Cenário: temos um rapaz que, anos antes, era um diamante em bruto em Alcochete. Esse rapaz volta ao melhor nível – “as coisas correram muito bem individualmente”, diz-nos – e ajuda o Trofense a salvar-se da descida. O telefone vai tocar e ele vai ter um desafio melhor. Certo? Errado.

“Houve algumas abordagens de Primeira Liga, mas, infelizmente, as coisas não avançaram. Estava muito confiante de que ia sair e, ao não sair, – e com a morte do meu pai – deixei-me ir abaixo”, recorda, ao Bancada. O “ir abaixo”, no caso de Mateus Fonseca, foi não só não subir da segunda divisão para a Liga Portuguesa como descer da segunda divisão para o Campeonato de Portugal. Destino: Casa Pia. A primeira temporada foi razoável, a nível individual, e a equipa manteve-se tranquilamente no Campeonato de Portugal.

Nesta época, o abismo.

No money, no party

Lesionei me logo na pré-época e, desde então, estou á espera de ser operado. É um problema do futebol semi-profissional: os clubes não têm dinheiro para pagar as cirurgias e ficam sempre dependentes dos seguros. Estou há 5 meses à espera. A operação é simples, mas já perdi a época”.

Apesar da temporada perdida – que acarretará um necessário período de preparação para atacar bem 2018/19 –, Mateus Fonseca acredita que, aos 24 anos, ainda pode lá chegar. Ao topo da montanha. Ser o tal diamante que, afinal, nunca foi. “Agora, mais experiente, tenho a noção de que, para chegar a outro patamar, tenho de ter muita sorte. Há poucas pessoas a ver os jogos e há o fator de ter 24 anos e os clubes preferirem investir em miúdos de 19, 20, 21 anos”, lamenta, antes de garantir: “É claro que o sonho está dentro de mim e a vontade é a mesma, mas não faço planos. Vivo um dia de cada vez, sem pensar muito onde posso chegar. Tenho de trabalhar para chamar a atenção das pessoas e depois, aí, logo se vê”.

“Desculpe, professora”

Achava que nos tínhamos esquecido da história do laxante? Pedimos desculpa por pormos de parte o nosso trabalho de jornalistas – que é o de contar histórias –, mas esta, garantimos, é melhor ser contada, em discurso direto, pelo próprio Mateus Fonseca. Até porque tem um pedido de desculpas. Dá-lhe, Mateus. Estamos contigo. Nós e os teus amigos dessa altura.

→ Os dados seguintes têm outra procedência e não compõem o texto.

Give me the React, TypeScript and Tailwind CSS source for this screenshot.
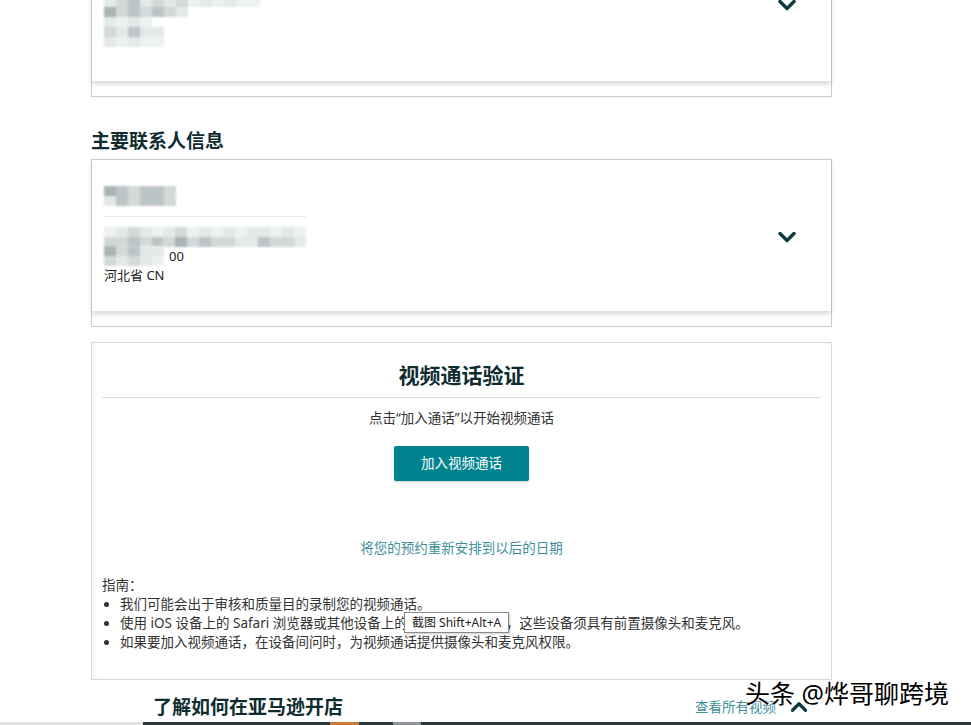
import { ChevronDown, ChevronUp } from 'lucide-react';

const font = { fontFamily: '"Noto Sans", "Noto Sans CJK SC", sans-serif' };

// pixelated privacy blur, rows of tiles
function Mosaic({ rows }: { rows: string[][] }) {
  return (
    <div className="flex flex-col blur-[1px]">
      {rows.map((row, i) => (
        <div key={i} className="flex">
          {row.map((c, j) => (
            <div key={j} className="w-[12px] h-[10px]" style={{ backgroundColor: c }} />
          ))}
        </div>
      ))}
    </div>
  );
}

function Card({ children, className = '' }: { children: React.ReactNode; className?: string }) {
  return (
    <div className={`border border-[#c9cdcd] bg-white pb-[15px] ${className}`}>
      <div className="bg-white shadow-[0_3px_5px_rgba(0,0,0,0.16)] relative">{children}</div>
    </div>
  );
}

const g1 = '#d3d9d9', g2 = '#bcc5c5', g3 = '#e3e8e8', g4 = '#a9b4b4', g5 = '#eef1f1';

export default function App() {
  return (
    <div className="relative w-[971px] h-[725px] overflow-hidden bg-white text-[#111]" style={font}>
      <div className="pl-[91px] w-[832px]">

        {/* --- card cut at the top --- */}
        <Card className="-mt-[60px]">
          <div className="h-[140px] flex items-center justify-between pl-[12px] pr-[30px]">
            <div className="flex flex-col mt-[12px]">
              <Mosaic rows={[
                [g1, g3, g1, g2, g1, g3, g1, g5, g3, g5, g3, g5, g5],
                [g3, g1, g2, g3, g1, g3, g1, g5, g3, g5, g3, g5, g5],
                [g4, g1, g2, g1, g2, g1, g3],
                [g3, g5, g3, g5],
                [g1, g3, g2, g3, g3],
                [g3, g5, g3, g5, g5],
              ]} />
            </div>
            <ChevronDown className="w-[28px] h-[28px] text-[#0f3a40] -mt-[12px]" strokeWidth={3} />
          </div>
        </Card>

        <h2 className="mt-[32px] mb-[6px] text-[19px] font-bold text-[#0f2d31] leading-[24px]">主要联系人信息</h2>

        {/* --- primary contact card --- */}
        <Card>
          <div className="h-[151px] flex items-center justify-between pl-[12px] pr-[30px]">
            <div className="w-[202px] text-[13px] leading-[19px] text-[#222]">
              <div className="h-[19px] flex items-center">
                <Mosaic rows={[[g4, g2, g1, g2, g2, g1], [g3, g2, g1, g2, g2, g1]]} />
              </div>
              <div className="border-t border-[#e8eaea] my-[10px]" />
              <Mosaic rows={[
                [g5, g3, g1, g3, g5, g3, g1, g5, g3, g5, g3, g5, g3, g3, g5, g3, g5],
                [g1, g1, g2, g1, g2, g1, g4, g1, g2, g1, g1, g3, g3, g2, g1, g1, g3],
              ]} />
              <div className="flex items-center h-[19px]">
                <Mosaic rows={[[g4, g1, g2, g3, g3], [g1, g3, g1, g3, g5]]} />
                <span className="ml-[5px]">00</span>
              </div>
              <div>河北省 CN</div>
            </div>
            <ChevronDown className="w-[28px] h-[28px] text-[#0f3a40] mt-[2px]" strokeWidth={3} />
          </div>
        </Card>

        {/* --- video call verification --- */}
        <div className="mt-[15px] border border-[#d6d9d9] shadow-[inset_3px_0_4px_rgba(0,0,0,0.04)] px-[10px] pt-[17px] h-[338px] bg-white">
          <h3 className="text-center text-[21px] font-bold text-[#0f2d31] leading-[30px]">视频通话验证</h3>
          <div className="border-t border-[#dcdcdc] mt-[7px]" />
          <p className="text-center text-[13.5px] leading-[20px] text-[#333] mt-[10px]">点击“加入通话”以开始视频通话</p>
          <div className="flex justify-center mt-[18px]">
            <button className="w-[135px] h-[35px] bg-[#00838f] text-white text-[13.5px] rounded-[2px] shadow-[0_1px_2px_rgba(0,0,0,0.2)]">加入视频通话</button>
          </div>
          <p className="text-center text-[13.5px] leading-[20px] text-[#3f8f9a] mt-[57px]">将您的预约重新安排到以后的日期</p>
          <div className="text-[13.5px] leading-[19px] text-[#333] mt-[18px] relative">
            <div>指南：</div>
            <ul className="list-disc pl-[18px]">
              <li>我们可能会出于审核和质量目的录制您的视频通话。</li>
              <li>使用 iOS 设备上的 Safari 浏览器或其他设备上的 Chrome 浏览器，这些设备须具有前置摄像头和麦克风。</li>
              <li>如果要加入视频通话，在设备间问时，为视频通话提供摄像头和麦克风权限。</li>
            </ul>
            {/* screenshot tool tooltip */}
            <div className="absolute left-[302px] top-[36px] h-[21px] px-[7px] bg-white border border-[#8a8a8a] shadow-[1px_1px_2px_rgba(0,0,0,0.2)] text-[12px] leading-[19px] text-[#222] whitespace-nowrap">
              截图 Shift+Alt+A
            </div>
          </div>
        </div>
      </div>

      {/* --- learn how to sell --- */}
      <div className="flex items-center justify-between pl-[153px] w-[812px] mt-[14px]">
        <h2 className="text-[19px] font-bold text-[#0f2d31] leading-[26px]">了解如何在亚马逊开店</h2>
        <div className="flex items-center gap-[10px]">
          <span className="text-[13.5px] text-[#3f8f9a]">查看所有视频</span>
          <ChevronUp className="w-[26px] h-[26px] text-[#0f3a40]" strokeWidth={3} />
        </div>
      </div>
      <div className="absolute left-0 right-0 bottom-0 h-[3px] flex bg-[#e3e3e3]">
        <div className="ml-[143px] w-[187px] bg-[#2b3a3c]" />
        <div className="w-[29px] bg-[#c87a3a]" />
        <div className="w-[34px] bg-[#2b3a3c]" />
        <div className="w-[28px] bg-[#8d9696]" />
        <div className="flex-1 bg-[#2b3a3c]" />
      </div>

      {/* watermark */}
      <div
        className="absolute left-[745px] top-[675px] text-[25px] text-black whitespace-nowrap"
        style={{ textShadow: '0 0 2px #fff, 0 0 2px #fff, 0 0 2px #fff' }}
      >
        头条 @烨哥聊跨境
      </div>
    </div>
  );
}
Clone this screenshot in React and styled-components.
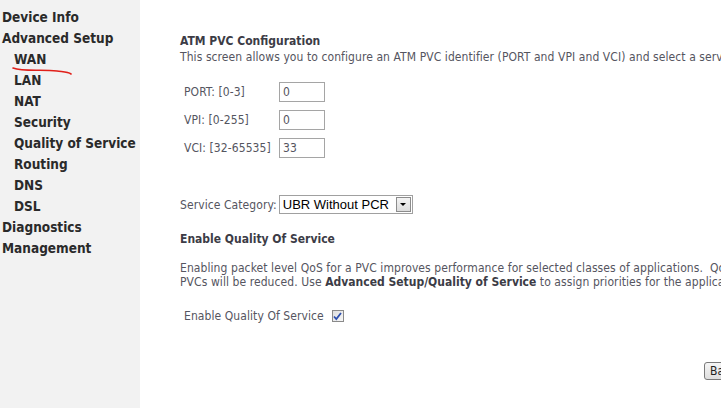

Mateus Fonseca ao lado de nomes como João Mário ou Afonso Figueiredo

“Eu vivi quatro anos na Academia do Sporting, onde éramos como se fôssemos uma família. Divertíamo-nos muito, mas também tínhamos as regras e os horários que tínhamos que cumpri. Um desses horários era a sala de estudo, que nenhum de nós queria ir, porque preferíamos ficar no quarto ou na sala de estar.

Então, uma vez, juntamente com quatro colegas, decidimos comprar laxante [estimulante intestinal] e pôr umas gotinhas na água da nossa professora.

No dia seguinte, íamos ter sala de estudo, depois de almoço, e a professora chegou ao pé de nós e disse: "Meninos, hoje não há sala de estudo, estou mal da barriga". Na altura, fizemos cara séria, mas chegámos ao quarto e chorámos a rir. Até hoje falamos nisso.

Aproveito, desde já, para pedir desculpa à professora de quem nós gostávamos muito. Não gostávamos era de estudar”.